Valter Sanaya

Personal information
- Full name: Valter Vissarionovich Sanaya
- Date of birth: 24 September 1925
- Place of birth: Ochamchire, USSR
- Date of death: 29 October 1999 (aged 74)
- Place of death: Moscow, Russia
- Height: 1.79 m (5 ft 10 in)
- Position: Goalkeeper

Senior career*
- Years: Team / Apps / (Gls)
- 1949–1950: FC Dinamo Sukhumi
- 1951: FC Dinamo Tbilisi / 24 / (0)
- 1952–1953: FC Dynamo Moscow / 62 / (0)
- 1954–1959: FC Dinamo Tbilisi / 9 / (0)
- 1960: Neftyanik Baku / 28 / (0)

= Valter Sanaya =

Soviet footballer (1925–1999)

Valter Vissarionovich Sanaya (also spelled Walter Sanaya; Вальтер Виссарионович Саная; 24 September 1925 – 29 October 1999) was a Soviet football player.
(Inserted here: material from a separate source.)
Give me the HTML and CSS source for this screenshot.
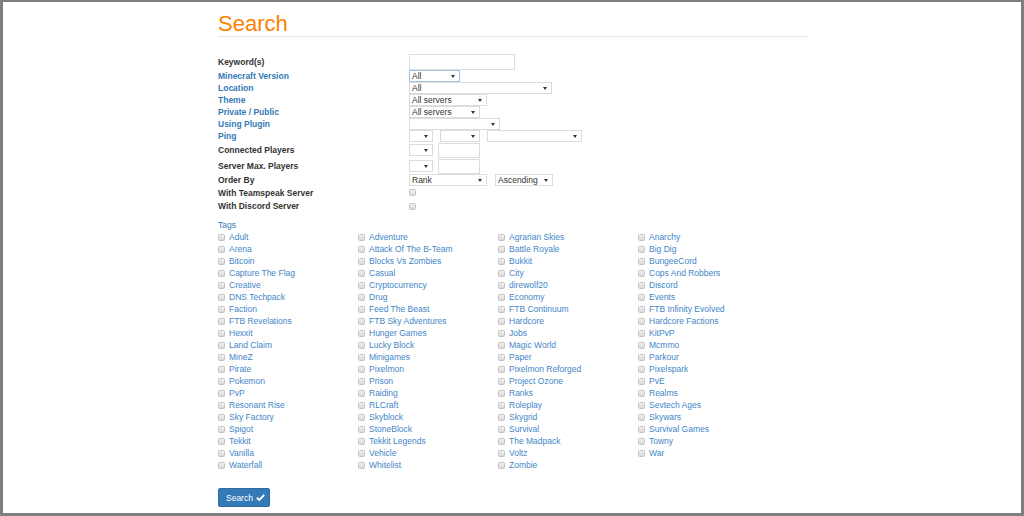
FILE: index.html
```html
<!DOCTYPE html>
<html lang="en">
<head>
  <meta charset="UTF-8">
  <title>Search</title>
  <link rel="stylesheet" href="styles.css">
</head>
<body>
  <div class="page">
    <h1 class="title">Search</h1>

    <form class="search-form">
      <div class="row tall">
        <label class="label">Keyword(s)</label>
        <div class="fields"><input type="text" class="text w106"></div>
      </div>
      <div class="row">
        <a class="label link">Minecraft Version</a>
        <div class="fields"><span class="sel w51 focus"><select><option>All</option></select></span></div>
      </div>
      <div class="row">
        <a class="label link">Location</a>
        <div class="fields"><span class="sel w143"><select><option>All</option></select></span></div>
      </div>
      <div class="row">
        <a class="label link">Theme</a>
        <div class="fields"><span class="sel w78"><select><option>All servers</option></select></span></div>
      </div>
      <div class="row">
        <a class="label link">Private / Public</a>
        <div class="fields"><span class="sel w71"><select><option>All servers</option></select></span></div>
      </div>
      <div class="row">
        <a class="label link">Using Plugin</a>
        <div class="fields"><span class="sel w91"><select><option></option></select></span></div>
      </div>
      <div class="row">
        <a class="label link">Ping</a>
        <div class="fields">
          <span class="sel w24"><select><option></option></select></span>
          <span class="sel w40"><select><option></option></select></span>
          <span class="sel w95"><select><option></option></select></span>
        </div>
      </div>
      <div class="row tall">
        <label class="label">Connected Players</label>
        <div class="fields narrow">
          <span class="sel w24"><select><option></option></select></span>
          <input type="text" class="text num">
        </div>
      </div>
      <div class="row tall">
        <label class="label">Server Max. Players</label>
        <div class="fields narrow">
          <span class="sel w24"><select><option></option></select></span>
          <input type="text" class="text num">
        </div>
      </div>
      <div class="row">
        <label class="label">Order By</label>
        <div class="fields wide">
          <span class="sel w78"><select><option>Rank</option></select></span>
          <span class="sel w58"><select><option>Ascending</option></select></span>
        </div>
      </div>
      <div class="row ts">
        <label class="label">With Teamspeak Server</label>
        <div class="fields"><input type="checkbox" class="check"></div>
      </div>
      <div class="row dc">
        <label class="label">With Discord Server</label>
        <div class="fields"><input type="checkbox" class="check"></div>
      </div>

      <div class="tags-title">Tags</div>
      <div class="tags">
        <label class="tag"><input type="checkbox" class="check">Adult</label>
        <label class="tag"><input type="checkbox" class="check">Adventure</label>
        <label class="tag"><input type="checkbox" class="check">Agrarian Skies</label>
        <label class="tag"><input type="checkbox" class="check">Anarchy</label>
        <label class="tag"><input type="checkbox" class="check">Arena</label>
        <label class="tag"><input type="checkbox" class="check">Attack Of The B-Team</label>
        <label class="tag"><input type="checkbox" class="check">Battle Royale</label>
        <label class="tag"><input type="checkbox" class="check">Big Dig</label>
        <label class="tag"><input type="checkbox" class="check">Bitcoin</label>
        <label class="tag"><input type="checkbox" class="check">Blocks Vs Zombies</label>
        <label class="tag"><input type="checkbox" class="check">Bukkit</label>
        <label class="tag"><input type="checkbox" class="check">BungeeCord</label>
        <label class="tag"><input type="checkbox" class="check">Capture The Flag</label>
        <label class="tag"><input type="checkbox" class="check">Casual</label>
        <label class="tag"><input type="checkbox" class="check">City</label>
        <label class="tag"><input type="checkbox" class="check">Cops And Robbers</label>
        <label class="tag"><input type="checkbox" class="check">Creative</label>
        <label class="tag"><input type="checkbox" class="check">Cryptocurrency</label>
        <label class="tag"><input type="checkbox" class="check">direwolf20</label>
        <label class="tag"><input type="checkbox" class="check">Discord</label>
        <label class="tag"><input type="checkbox" class="check">DNS Techpack</label>
        <label class="tag"><input type="checkbox" class="check">Drug</label>
        <label class="tag"><input type="checkbox" class="check">Economy</label>
        <label class="tag"><input type="checkbox" class="check">Events</label>
        <label class="tag"><input type="checkbox" class="check">Faction</label>
        <label class="tag"><input type="checkbox" class="check">Feed The Beast</label>
        <label class="tag"><input type="checkbox" class="check">FTB Continuum</label>
        <label class="tag"><input type="checkbox" class="check">FTB Infinity Evolved</label>
        <label class="tag"><input type="checkbox" class="check">FTB Revelations</label>
        <label class="tag"><input type="checkbox" class="check">FTB Sky Adventures</label>
        <label class="tag"><input type="checkbox" class="check">Hardcore</label>
        <label class="tag"><input type="checkbox" class="check">Hardcore Factions</label>
        <label class="tag"><input type="checkbox" class="check">Hexxit</label>
        <label class="tag"><input type="checkbox" class="check">Hunger Games</label>
        <label class="tag"><input type="checkbox" class="check">Jobs</label>
        <label class="tag"><input type="checkbox" class="check">KitPvP</label>
        <label class="tag"><input type="checkbox" class="check">Land Claim</label>
        <label class="tag"><input type="checkbox" class="check">Lucky Block</label>
        <label class="tag"><input type="checkbox" class="check">Magic World</label>
        <label class="tag"><input type="checkbox" class="check">Mcmmo</label>
        <label class="tag"><input type="checkbox" class="check">MineZ</label>
        <label class="tag"><input type="checkbox" class="check">Minigames</label>
        <label class="tag"><input type="checkbox" class="check">Paper</label>
        <label class="tag"><input type="checkbox" class="check">Parkour</label>
        <label class="tag"><input type="checkbox" class="check">Pirate</label>
        <label class="tag"><input type="checkbox" class="check">Pixelmon</label>
        <label class="tag"><input type="checkbox" class="check">Pixelmon Reforged</label>
        <label class="tag"><input type="checkbox" class="check">Pixelspark</label>
        <label class="tag"><input type="checkbox" class="check">Pokemon</label>
        <label class="tag"><input type="checkbox" class="check">Prison</label>
        <label class="tag"><input type="checkbox" class="check">Project Ozone</label>
        <label class="tag"><input type="checkbox" class="check">PvE</label>
        <label class="tag"><input type="checkbox" class="check">PvP</label>
        <label class="tag"><input type="checkbox" class="check">Raiding</label>
        <label class="tag"><input type="checkbox" class="check">Ranks</label>
        <label class="tag"><input type="checkbox" class="check">Realms</label>
        <label class="tag"><input type="checkbox" class="check">Resonant Rise</label>
        <label class="tag"><input type="checkbox" class="check">RLCraft</label>
        <label class="tag"><input type="checkbox" class="check">Roleplay</label>
        <label class="tag"><input type="checkbox" class="check">Sevtech Ages</label>
        <label class="tag"><input type="checkbox" class="check">Sky Factory</label>
        <label class="tag"><input type="checkbox" class="check">Skyblock</label>
        <label class="tag"><input type="checkbox" class="check">Skygrid</label>
        <label class="tag"><input type="checkbox" class="check">Skywars</label>
        <label class="tag"><input type="checkbox" class="check">Spigot</label>
        <label class="tag"><input type="checkbox" class="check">StoneBlock</label>
        <label class="tag"><input type="checkbox" class="check">Survival</label>
        <label class="tag"><input type="checkbox" class="check">Survival Games</label>
        <label class="tag"><input type="checkbox" class="check">Tekkit</label>
        <label class="tag"><input type="checkbox" class="check">Tekkit Legends</label>
        <label class="tag"><input type="checkbox" class="check">The Madpack</label>
        <label class="tag"><input type="checkbox" class="check">Towny</label>
        <label class="tag"><input type="checkbox" class="check">Vanilla</label>
        <label class="tag"><input type="checkbox" class="check">Vehicle</label>
        <label class="tag"><input type="checkbox" class="check">Voltz</label>
        <label class="tag"><input type="checkbox" class="check">War</label>
        <label class="tag"><input type="checkbox" class="check">Waterfall</label>
        <label class="tag"><input type="checkbox" class="check">Whitelist</label>
        <label class="tag"><input type="checkbox" class="check">Zombie</label>
      </div>

      <button type="button" class="btn">Search
        <svg class="btn-icon" viewBox="0 0 10 8" width="9" height="7"><path d="M0.8 4.2 L3.6 6.8 L9.2 1.2" fill="none" stroke="#fff" stroke-width="2.2"/></svg>
      </button>
    </form>
  </div>
</body>
</html>
```

FILE: styles.css
```css
* {
  box-sizing: border-box;
}

html,
body {
  margin: 0;
  height: 100%;
}

body {
  border: 3px solid #7f7f7f;
  border-top-width: 2px;
  background: #fff;
  overflow: hidden;
  font-family: "Liberation Sans", Arial, sans-serif;
  font-size: 8.5px;
  color: #333;
}

.page {
  width: 594px;
  margin: 0 auto;
  padding-left: 3px;
}

.title {
  margin: 10px 0 0;
  font-size: 22px;
  font-weight: normal;
  line-height: 24px;
  color: #ff8000;
  border-bottom: 1px solid #e6e6e6;
}

.search-form {
  margin-top: 17px;
}

.row {
  display: flex;
  align-items: center;
  height: 12px;
}

.row.tall {
  height: 16px;
}

.row.ts {
  height: 13px;
}

.row.dc {
  height: 14px;
}

.label {
  width: 191px;
  font-weight: bold;
  color: #333;
}

.label.link {
  color: #337ab7;
}

.fields {
  display: flex;
  align-items: center;
  gap: 7px;
}

.fields.narrow {
  gap: 5px;
}

.fields.wide {
  gap: 8px;
}

.text {
  height: 16px;
  border: 1px solid #dcdcdc;
  background: #fff;
  margin: 0;
  padding: 0 3px;
  font: inherit;
}

.w106 { width: 106px; }
.num { width: 42px; height: 15px; }

.sel {
  position: relative;
  display: block;
  height: 12px;
}

.sel select {
  appearance: none;
  -webkit-appearance: none;
  display: block;
  width: 100%;
  height: 12px;
  margin: 0;
  padding: 0 2px;
  border: 1px solid #dcdcdc;
  border-radius: 0;
  background: #fff;
  font: inherit;
  line-height: 10px;
  color: #333;
}

.sel.focus select {
  border-color: #9fc3e6;
}

.sel::after {
  content: "";
  position: absolute;
  right: 5px;
  top: 5px;
  border-left: 2px solid transparent;
  border-right: 2px solid transparent;
  border-top: 3px solid #333;
}

.w24 { width: 24px; }
.w40 { width: 40px; }
.w51 { width: 51px; }
.w58 { width: 58px; }
.w71 { width: 71px; }
.w78 { width: 78px; }
.w91 { width: 91px; }
.w95 { width: 95px; }
.w143 { width: 143px; }

.check {
  appearance: none;
  -webkit-appearance: none;
  width: 7px;
  height: 7px;
  margin: 0;
  border: 1px solid #c2c2c2;
  border-radius: 1.5px;
  background: linear-gradient(#f2f2f2, #dadada);
}

.tags-title {
  margin-top: 6px;
  height: 12px;
  line-height: 12px;
  color: #337ab7;
}

.tags {
  display: grid;
  grid-template-columns: repeat(4, 140px);
  grid-auto-rows: 12px;
}

.tag {
  display: flex;
  align-items: center;
  gap: 4px;
  color: #3f86c7;
  white-space: nowrap;
}

.btn {
  display: flex;
  align-items: center;
  gap: 3px;
  margin-top: 17px;
  width: 52px;
  height: 19px;
  padding: 0 0 0 7px;
  border: 1px solid #2e6da4;
  border-radius: 2px;
  background: #337ab7;
  color: #fff;
  font: inherit;
}

.btn-icon {
  display: block;
}
```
A native of Ochamchire, Georgia, Sanaya played as a goalkeeper.

He started his professional football career at FC Dinamo Sukhumi during the 1941 season. In 1944, he then joined FC Dinamo Tbilisi. In the 1946 season, Sanaya was hired by Dynamo Moscow, where he spent the next years. As a goalkeeper in Moscow, he was internally competing with teammates Alexei Khomich and later Lev Yashin and finally took a back seat. After a short return to Dinamo Tbilisi in 1954, he joined Neftyanik Baku. He retired in 1956.

His daughter is former figure skater Marina Sanaya, Walter Sanaya is also a distant cousin of Zurab Sanaya. He died in 1999 in Moscow.